Senator KEATING (Tasmania) (Honorary Minister) . - I move -

That the Senate's amendment be not insisted on.

This is the amendment which was moved by Senator Guthrie with regard to any ship registered in Australia that might be on a voyage between any two Commonwealth ports. The reason given by the House of Representatives for disagreeing with our amendment is -

Because it is impossible to state to which State the persons on board any ship or vessel should be credited.

Provision is made in clause 15 of the Bill for obtaining returns with regard to persons who are not abiding in dwellings; and a ship or vessel between two Commonwealth ports would not be a dwelling within the meaning of the clause. There is no intention on the part of the Department to avoid obtaining the necessary particulars as to persons on board such ships, but it is deemed desirable that arrangements for that purpose shall be made by means of regulations, instead of by providing in the Bill that such ships shall be dwellings.

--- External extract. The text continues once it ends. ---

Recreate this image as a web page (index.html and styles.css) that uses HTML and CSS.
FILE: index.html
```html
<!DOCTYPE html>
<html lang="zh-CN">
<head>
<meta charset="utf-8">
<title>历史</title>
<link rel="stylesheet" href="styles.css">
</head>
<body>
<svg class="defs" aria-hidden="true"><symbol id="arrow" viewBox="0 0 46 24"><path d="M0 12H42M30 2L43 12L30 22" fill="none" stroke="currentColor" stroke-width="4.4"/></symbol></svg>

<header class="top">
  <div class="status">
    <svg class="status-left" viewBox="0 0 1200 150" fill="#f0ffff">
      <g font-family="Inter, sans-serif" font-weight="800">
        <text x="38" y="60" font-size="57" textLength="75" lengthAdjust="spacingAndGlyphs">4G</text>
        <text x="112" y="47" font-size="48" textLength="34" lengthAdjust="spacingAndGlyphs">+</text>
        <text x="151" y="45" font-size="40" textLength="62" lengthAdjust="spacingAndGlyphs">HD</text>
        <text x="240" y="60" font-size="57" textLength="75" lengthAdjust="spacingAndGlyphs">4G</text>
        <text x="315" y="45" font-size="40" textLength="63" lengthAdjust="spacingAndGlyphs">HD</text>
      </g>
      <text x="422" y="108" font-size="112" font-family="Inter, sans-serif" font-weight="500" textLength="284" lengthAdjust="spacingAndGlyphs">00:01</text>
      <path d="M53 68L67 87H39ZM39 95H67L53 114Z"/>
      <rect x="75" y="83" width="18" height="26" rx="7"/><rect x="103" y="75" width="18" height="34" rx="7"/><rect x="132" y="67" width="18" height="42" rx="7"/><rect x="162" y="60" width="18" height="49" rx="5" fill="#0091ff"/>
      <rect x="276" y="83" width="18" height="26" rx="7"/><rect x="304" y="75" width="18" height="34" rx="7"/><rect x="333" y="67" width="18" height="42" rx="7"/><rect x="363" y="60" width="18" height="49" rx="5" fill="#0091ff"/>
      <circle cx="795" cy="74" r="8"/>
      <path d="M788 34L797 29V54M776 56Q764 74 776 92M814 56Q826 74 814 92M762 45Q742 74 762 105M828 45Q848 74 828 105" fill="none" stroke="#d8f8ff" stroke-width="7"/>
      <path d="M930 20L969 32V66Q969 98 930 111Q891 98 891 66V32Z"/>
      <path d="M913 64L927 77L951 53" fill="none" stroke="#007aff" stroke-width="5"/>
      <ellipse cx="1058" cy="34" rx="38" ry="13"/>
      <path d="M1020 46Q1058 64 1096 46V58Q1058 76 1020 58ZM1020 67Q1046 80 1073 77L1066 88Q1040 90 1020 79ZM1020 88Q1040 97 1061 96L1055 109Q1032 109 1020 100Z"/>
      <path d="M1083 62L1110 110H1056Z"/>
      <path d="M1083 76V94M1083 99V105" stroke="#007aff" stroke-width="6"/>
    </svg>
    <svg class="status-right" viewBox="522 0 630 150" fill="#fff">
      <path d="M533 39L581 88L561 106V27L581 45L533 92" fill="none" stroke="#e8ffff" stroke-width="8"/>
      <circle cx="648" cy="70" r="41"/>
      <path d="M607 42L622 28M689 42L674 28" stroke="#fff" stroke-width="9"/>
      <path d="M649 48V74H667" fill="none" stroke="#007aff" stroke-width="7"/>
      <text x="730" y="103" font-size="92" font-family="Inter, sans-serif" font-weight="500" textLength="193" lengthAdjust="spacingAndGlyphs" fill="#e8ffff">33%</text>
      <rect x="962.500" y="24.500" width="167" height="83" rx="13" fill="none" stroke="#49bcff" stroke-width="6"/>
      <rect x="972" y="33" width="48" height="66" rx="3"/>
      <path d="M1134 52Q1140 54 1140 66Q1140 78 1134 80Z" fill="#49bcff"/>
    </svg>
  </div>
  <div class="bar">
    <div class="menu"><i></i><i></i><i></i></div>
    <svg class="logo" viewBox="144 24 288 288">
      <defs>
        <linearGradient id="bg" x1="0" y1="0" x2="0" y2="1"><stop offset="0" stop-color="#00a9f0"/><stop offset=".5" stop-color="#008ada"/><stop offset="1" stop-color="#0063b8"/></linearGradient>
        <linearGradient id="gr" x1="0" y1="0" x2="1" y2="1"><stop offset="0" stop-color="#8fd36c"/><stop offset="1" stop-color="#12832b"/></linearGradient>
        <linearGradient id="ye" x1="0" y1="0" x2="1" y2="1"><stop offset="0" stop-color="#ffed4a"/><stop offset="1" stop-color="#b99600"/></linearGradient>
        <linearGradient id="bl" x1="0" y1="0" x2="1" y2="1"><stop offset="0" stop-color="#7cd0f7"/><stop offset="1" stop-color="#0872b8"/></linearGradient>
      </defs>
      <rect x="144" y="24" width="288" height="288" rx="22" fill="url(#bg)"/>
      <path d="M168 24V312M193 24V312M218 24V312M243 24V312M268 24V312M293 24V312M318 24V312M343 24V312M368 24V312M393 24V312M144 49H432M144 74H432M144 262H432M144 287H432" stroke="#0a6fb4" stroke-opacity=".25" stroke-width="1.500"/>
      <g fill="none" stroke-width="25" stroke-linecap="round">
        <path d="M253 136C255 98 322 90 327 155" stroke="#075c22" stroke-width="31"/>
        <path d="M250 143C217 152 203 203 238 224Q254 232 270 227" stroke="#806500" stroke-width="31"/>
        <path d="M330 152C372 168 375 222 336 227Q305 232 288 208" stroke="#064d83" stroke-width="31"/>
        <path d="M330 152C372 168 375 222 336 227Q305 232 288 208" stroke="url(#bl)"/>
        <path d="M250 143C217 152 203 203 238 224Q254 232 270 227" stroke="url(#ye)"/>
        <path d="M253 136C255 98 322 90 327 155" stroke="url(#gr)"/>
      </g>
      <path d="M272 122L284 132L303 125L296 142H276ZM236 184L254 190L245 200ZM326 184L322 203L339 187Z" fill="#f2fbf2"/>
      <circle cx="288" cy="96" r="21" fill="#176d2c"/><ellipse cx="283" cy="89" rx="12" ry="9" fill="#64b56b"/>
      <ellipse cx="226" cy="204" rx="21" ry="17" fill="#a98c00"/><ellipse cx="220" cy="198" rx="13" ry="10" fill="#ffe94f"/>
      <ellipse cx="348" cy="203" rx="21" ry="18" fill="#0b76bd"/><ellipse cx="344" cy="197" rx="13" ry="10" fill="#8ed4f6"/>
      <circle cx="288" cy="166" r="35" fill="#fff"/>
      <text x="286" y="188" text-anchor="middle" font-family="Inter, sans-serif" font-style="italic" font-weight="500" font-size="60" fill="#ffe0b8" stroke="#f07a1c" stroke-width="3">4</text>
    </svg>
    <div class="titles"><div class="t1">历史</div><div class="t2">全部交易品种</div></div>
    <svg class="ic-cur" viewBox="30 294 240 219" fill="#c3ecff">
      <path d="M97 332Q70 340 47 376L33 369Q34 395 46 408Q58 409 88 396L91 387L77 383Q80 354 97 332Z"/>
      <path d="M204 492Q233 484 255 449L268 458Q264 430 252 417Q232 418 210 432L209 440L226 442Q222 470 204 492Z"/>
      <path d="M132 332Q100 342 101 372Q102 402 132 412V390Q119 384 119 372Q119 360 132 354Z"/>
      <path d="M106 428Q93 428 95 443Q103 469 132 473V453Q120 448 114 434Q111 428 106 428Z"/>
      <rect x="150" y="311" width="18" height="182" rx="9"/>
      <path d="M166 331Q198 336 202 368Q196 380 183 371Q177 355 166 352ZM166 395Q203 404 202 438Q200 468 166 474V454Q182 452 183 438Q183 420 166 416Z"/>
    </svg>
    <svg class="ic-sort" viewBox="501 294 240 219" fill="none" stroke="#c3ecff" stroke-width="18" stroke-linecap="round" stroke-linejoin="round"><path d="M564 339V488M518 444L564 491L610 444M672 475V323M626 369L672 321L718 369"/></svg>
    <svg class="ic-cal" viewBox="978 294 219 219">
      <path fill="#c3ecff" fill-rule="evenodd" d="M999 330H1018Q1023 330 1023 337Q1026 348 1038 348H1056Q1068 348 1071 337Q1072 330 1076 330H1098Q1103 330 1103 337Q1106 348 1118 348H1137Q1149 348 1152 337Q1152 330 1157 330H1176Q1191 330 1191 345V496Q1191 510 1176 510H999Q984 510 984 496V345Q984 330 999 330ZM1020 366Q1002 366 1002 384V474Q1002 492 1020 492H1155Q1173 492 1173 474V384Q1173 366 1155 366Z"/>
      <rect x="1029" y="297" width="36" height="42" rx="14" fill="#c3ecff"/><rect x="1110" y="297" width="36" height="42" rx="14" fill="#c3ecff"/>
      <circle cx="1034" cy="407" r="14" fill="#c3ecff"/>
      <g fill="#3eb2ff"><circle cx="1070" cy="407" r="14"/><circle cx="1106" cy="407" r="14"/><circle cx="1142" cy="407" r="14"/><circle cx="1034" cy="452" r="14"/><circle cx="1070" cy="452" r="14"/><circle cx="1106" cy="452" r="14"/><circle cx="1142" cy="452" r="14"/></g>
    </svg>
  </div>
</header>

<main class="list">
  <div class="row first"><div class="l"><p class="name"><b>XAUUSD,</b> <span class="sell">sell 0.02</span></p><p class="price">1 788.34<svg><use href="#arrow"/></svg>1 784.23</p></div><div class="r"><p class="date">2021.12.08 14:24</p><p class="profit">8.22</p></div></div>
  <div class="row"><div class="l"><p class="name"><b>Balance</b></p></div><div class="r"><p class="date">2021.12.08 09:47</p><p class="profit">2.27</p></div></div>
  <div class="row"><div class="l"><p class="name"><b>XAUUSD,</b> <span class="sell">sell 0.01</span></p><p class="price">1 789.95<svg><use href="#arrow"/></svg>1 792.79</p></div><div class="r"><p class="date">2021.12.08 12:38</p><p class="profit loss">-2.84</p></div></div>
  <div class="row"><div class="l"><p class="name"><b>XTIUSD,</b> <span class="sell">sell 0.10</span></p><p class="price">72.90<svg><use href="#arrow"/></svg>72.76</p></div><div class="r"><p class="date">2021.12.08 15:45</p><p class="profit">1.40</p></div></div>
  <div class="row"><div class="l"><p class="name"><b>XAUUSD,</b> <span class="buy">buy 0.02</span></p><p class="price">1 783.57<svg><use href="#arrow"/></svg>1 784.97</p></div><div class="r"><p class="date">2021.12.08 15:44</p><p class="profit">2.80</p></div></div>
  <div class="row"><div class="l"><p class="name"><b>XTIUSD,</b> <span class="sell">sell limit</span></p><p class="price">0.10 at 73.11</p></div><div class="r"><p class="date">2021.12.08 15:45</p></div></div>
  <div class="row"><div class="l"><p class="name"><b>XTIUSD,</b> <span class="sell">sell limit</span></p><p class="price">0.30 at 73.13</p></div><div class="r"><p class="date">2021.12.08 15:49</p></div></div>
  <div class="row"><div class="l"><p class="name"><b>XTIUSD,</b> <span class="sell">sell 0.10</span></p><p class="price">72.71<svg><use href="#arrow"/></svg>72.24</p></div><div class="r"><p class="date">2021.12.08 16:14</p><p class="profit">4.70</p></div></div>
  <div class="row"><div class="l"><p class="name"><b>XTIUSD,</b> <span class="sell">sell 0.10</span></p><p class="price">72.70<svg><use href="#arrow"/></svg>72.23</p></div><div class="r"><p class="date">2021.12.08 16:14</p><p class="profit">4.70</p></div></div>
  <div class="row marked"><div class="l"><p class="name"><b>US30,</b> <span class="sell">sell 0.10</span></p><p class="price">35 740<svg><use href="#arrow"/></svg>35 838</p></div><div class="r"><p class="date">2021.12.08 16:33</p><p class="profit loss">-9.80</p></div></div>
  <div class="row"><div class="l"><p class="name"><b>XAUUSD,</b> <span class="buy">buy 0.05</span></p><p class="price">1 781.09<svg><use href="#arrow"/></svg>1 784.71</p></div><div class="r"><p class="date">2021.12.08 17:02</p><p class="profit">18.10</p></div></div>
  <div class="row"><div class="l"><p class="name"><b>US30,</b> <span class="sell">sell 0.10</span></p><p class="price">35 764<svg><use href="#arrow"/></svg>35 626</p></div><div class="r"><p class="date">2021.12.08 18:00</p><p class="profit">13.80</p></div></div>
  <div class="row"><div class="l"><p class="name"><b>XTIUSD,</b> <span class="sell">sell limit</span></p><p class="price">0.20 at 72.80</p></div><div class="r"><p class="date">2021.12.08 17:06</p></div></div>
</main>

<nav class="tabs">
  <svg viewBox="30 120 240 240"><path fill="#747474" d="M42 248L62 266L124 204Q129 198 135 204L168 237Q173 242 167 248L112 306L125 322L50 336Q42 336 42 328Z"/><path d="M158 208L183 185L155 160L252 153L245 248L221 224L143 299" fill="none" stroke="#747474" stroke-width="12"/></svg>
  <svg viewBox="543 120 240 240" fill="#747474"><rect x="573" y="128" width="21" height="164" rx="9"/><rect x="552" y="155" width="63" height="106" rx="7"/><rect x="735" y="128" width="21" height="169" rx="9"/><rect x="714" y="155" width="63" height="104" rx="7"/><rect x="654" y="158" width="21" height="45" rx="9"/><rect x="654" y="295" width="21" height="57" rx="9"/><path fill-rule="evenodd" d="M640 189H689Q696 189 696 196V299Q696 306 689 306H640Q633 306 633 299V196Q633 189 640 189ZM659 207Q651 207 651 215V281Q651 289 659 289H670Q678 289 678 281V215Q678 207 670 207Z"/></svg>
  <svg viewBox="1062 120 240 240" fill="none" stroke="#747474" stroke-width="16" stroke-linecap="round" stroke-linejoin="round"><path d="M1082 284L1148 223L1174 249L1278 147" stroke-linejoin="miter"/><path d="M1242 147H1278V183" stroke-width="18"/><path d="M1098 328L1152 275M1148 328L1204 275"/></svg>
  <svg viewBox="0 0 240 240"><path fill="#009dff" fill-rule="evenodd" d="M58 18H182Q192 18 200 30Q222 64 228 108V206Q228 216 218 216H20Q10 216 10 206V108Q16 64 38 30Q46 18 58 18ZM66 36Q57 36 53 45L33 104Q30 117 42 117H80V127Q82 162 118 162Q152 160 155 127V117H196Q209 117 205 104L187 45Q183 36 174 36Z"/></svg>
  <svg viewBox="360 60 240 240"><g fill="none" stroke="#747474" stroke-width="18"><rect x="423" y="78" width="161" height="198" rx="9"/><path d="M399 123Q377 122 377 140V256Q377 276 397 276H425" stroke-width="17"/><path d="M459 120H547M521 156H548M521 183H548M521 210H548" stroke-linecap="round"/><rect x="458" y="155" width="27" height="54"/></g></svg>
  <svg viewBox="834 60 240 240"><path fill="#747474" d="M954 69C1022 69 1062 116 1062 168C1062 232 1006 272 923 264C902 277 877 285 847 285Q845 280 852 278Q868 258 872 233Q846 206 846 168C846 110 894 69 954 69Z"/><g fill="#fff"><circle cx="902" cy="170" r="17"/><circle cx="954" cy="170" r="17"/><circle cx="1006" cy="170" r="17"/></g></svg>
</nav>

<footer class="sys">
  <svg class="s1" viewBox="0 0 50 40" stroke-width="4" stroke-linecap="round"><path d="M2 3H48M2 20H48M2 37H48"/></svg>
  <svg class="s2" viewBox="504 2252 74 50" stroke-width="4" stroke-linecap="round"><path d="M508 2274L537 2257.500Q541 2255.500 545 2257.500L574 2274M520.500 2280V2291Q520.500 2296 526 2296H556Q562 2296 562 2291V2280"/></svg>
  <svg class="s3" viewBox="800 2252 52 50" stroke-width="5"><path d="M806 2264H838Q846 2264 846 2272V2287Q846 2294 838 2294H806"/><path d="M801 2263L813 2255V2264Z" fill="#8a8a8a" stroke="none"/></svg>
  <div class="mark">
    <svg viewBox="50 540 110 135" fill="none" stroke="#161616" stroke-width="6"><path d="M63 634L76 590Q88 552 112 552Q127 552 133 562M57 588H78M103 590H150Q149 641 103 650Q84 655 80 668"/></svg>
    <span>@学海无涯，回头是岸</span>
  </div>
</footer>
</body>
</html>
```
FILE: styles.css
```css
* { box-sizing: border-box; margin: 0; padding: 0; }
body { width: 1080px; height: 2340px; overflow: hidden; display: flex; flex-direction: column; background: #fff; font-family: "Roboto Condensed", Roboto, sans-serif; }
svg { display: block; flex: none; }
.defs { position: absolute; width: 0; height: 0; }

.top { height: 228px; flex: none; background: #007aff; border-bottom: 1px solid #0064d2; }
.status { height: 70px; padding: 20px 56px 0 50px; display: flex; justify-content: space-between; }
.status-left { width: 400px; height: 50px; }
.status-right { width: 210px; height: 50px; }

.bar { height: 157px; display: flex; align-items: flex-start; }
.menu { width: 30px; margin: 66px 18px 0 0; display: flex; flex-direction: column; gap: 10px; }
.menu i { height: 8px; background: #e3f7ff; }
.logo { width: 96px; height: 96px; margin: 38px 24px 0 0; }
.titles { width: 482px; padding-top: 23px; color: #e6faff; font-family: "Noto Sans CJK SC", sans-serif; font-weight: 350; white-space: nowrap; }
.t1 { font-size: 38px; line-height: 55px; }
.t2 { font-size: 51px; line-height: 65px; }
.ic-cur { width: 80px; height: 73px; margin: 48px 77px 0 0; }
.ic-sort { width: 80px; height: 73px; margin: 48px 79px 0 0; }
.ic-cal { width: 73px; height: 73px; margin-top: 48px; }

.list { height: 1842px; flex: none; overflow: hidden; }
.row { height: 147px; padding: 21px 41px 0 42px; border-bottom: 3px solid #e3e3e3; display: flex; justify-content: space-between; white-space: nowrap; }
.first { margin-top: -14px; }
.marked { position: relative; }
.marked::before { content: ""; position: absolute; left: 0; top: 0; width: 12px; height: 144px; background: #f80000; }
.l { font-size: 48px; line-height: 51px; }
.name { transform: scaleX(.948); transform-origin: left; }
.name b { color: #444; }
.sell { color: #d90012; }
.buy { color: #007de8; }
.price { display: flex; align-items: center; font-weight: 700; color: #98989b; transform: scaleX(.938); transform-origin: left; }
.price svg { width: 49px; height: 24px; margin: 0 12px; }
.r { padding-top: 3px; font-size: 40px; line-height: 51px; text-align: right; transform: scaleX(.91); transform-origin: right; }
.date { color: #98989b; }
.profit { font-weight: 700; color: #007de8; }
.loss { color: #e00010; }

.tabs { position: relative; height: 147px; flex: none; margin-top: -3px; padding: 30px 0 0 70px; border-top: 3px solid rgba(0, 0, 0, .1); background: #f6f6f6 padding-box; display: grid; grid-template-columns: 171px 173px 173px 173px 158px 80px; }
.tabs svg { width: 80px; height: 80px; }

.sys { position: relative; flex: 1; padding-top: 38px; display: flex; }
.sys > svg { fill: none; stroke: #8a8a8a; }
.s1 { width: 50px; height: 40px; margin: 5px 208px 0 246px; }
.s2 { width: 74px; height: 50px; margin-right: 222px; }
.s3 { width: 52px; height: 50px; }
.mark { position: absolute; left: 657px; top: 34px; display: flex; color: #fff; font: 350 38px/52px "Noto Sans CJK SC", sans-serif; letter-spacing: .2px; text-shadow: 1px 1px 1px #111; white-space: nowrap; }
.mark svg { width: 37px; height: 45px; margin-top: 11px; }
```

Senator GUTHRIE(South Australia).I do not think that the reason given for not insisting on our amendment meets the case. So far as I can see, there is absolutely nothing in clause 15 which requires the Department to register persons on board vessels. It merely makes provision for obtaining such returns and particulars as are prescribed. The clauseis taken from the New South Wales Act. We have no more guarantee that in the Commonwealth census particulars will be obtained of persons on board such ships than was the case in New South Wales. A number of particulars are required in regard to persons who are at sea on the census night. But we want to know to what State they shall be credited for electoral purposes. We also want to know their nationality and a number of other things. In the past, in all the States, such persons were merely bunched together as being on a certain vessel; but under the Commonwealth a looseness in this respect may make such a difference as to deprive a State of a representative. For statistical purposes also it is absolutely necessary to obtain these particulars. If the Government assures me that a special form will be prepared to meet the case of vessels at sea on the census night, and that the regulations will provide for the distribution and collection of schedules, I do not know that it will be necessary to insist on the amendment. But unless I have an absolute assurance, I feel inclined to insist on it.